You could count the true conditions and return "count==2".

[Eranga]

You are testing only three conditions, right? Or you want to all the permutations for three conditions?

[sonny]

okay I solved this i think!
i had missed a bit in my text about boolean flags:o
once i worked out the syntax it was fairly simple.

i have this

Java Code:

private void printResults(int n) {
		boolean a = methodOne(n);
		boolean b = methodTwo(n);
		boolean c = methodThree(n);
		while((a || b || c)){
			if (a && b && c){
				//println  (n+" ALL  Confirmed ");
				break;
			}
			if(a && b)println    ("   methodThree did not confirm "+n");
			if(a && c)println    ("   methodTwo did not confirm "+n"); 
			if(b && c)println    ("   methodOne did not confirm "+n"); 
			
			if(!(a && b))println ("methodThree  confirmed "+n");
			if(!(a && c))println ("methodTwo    confirmed "+n");
			if(!(b && c))println ("methodOne    confirmed "+n");;
		}
	}

and this much better.
there are 8 possible outcomes and i think this code covers all of them

You could count the true conditions and return "count==2".

actually that might have worked
if a correct add 1 tot total
if b correct add 3 to total
if c correct add 7 to total
the sum of the total tells you which the error is,,, I prefer the flags ;-)

[sonny]

You could count the true conditions and return "count==2".

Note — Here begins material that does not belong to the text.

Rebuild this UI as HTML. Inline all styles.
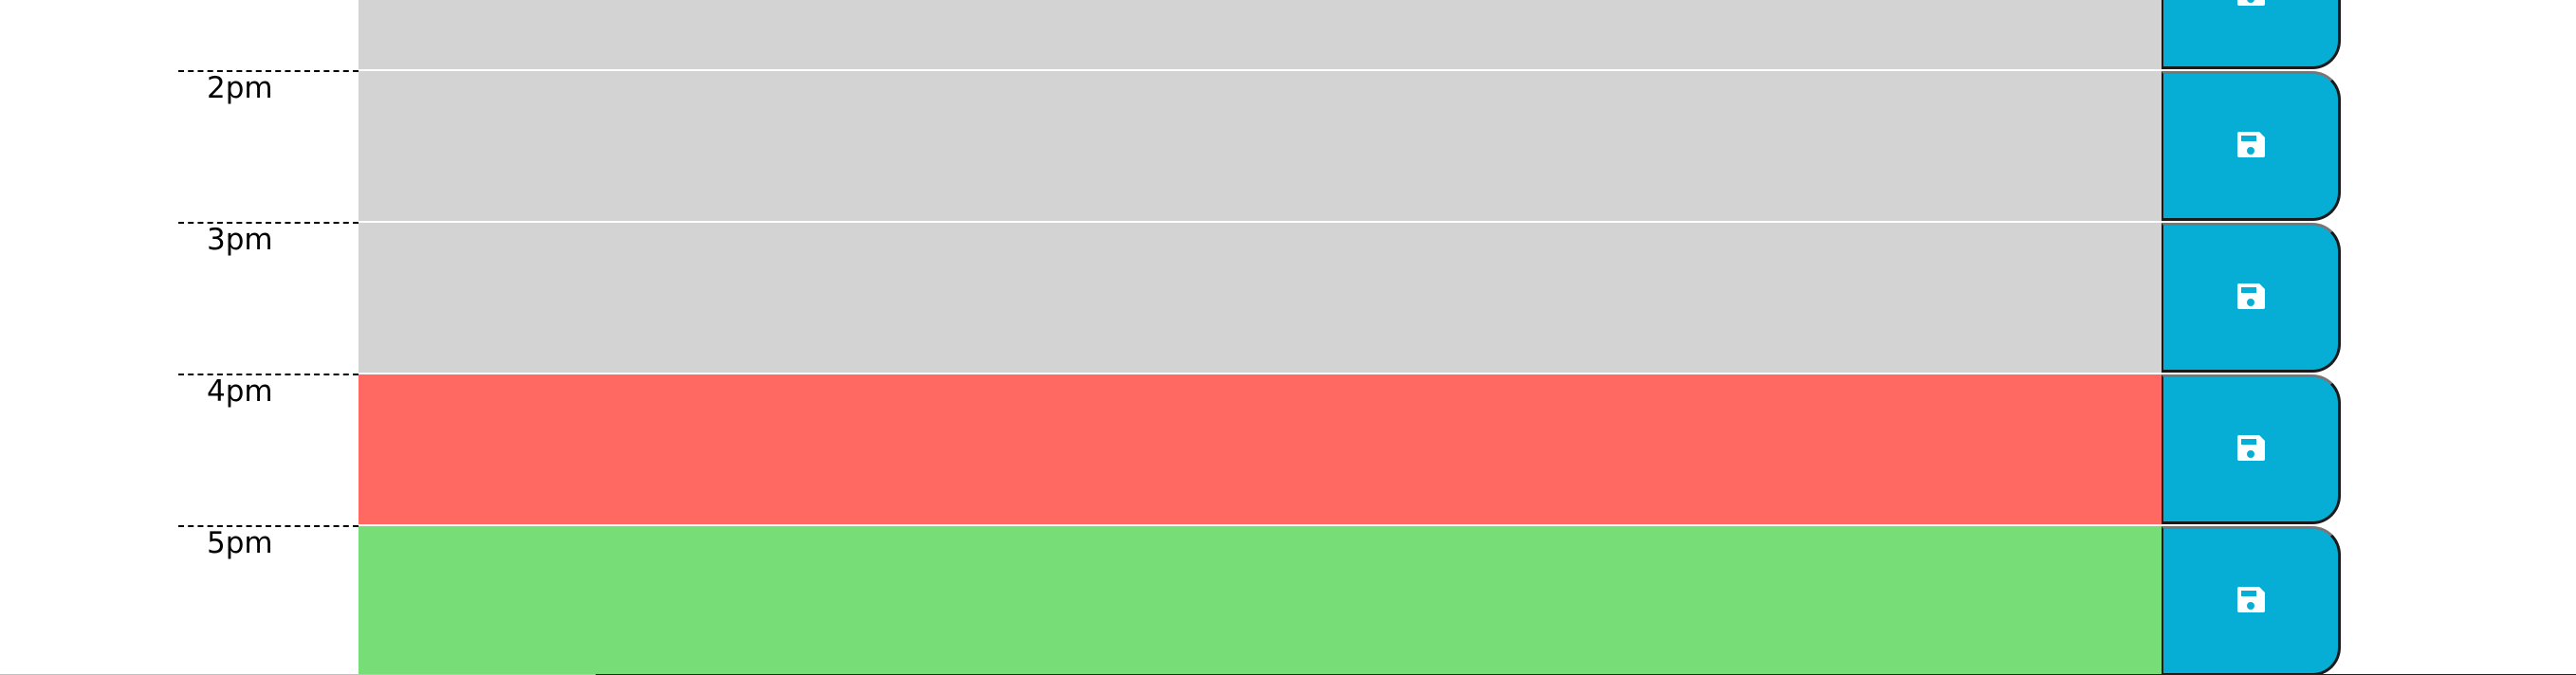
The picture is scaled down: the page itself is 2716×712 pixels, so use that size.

actually counting is simpler it just doesn't tell me where the errors were

Java Code:

private void printResults(int n) {
		boolean a = methodOne(n);
		boolean b = methodTwo(n);
		boolean c = methodThree(n);
                int total = 0;
		int errors = 0;
		if ((a || b || c)){
			if (a && b && c){
				total++;
			}else{
				errors++;
			}
			println (errors);
		}

[pbrockway2]

actually counting is simpler it just doesn't tell me where the errors were

Yes, I was just addressing what you wanted to do in your original post.

Java Code:

    /** Returns true iff one method returns false when two return true or vice versa. */
boolean test(int n) {
    int count = 0;
    if(methodOne(n)) {
        count++;
    }
    if(methodTwo(n)) {
        count++;
    }
    if(methodThree(n)) {
        count++;
    }
    return (count == 1) || (count == 2);
}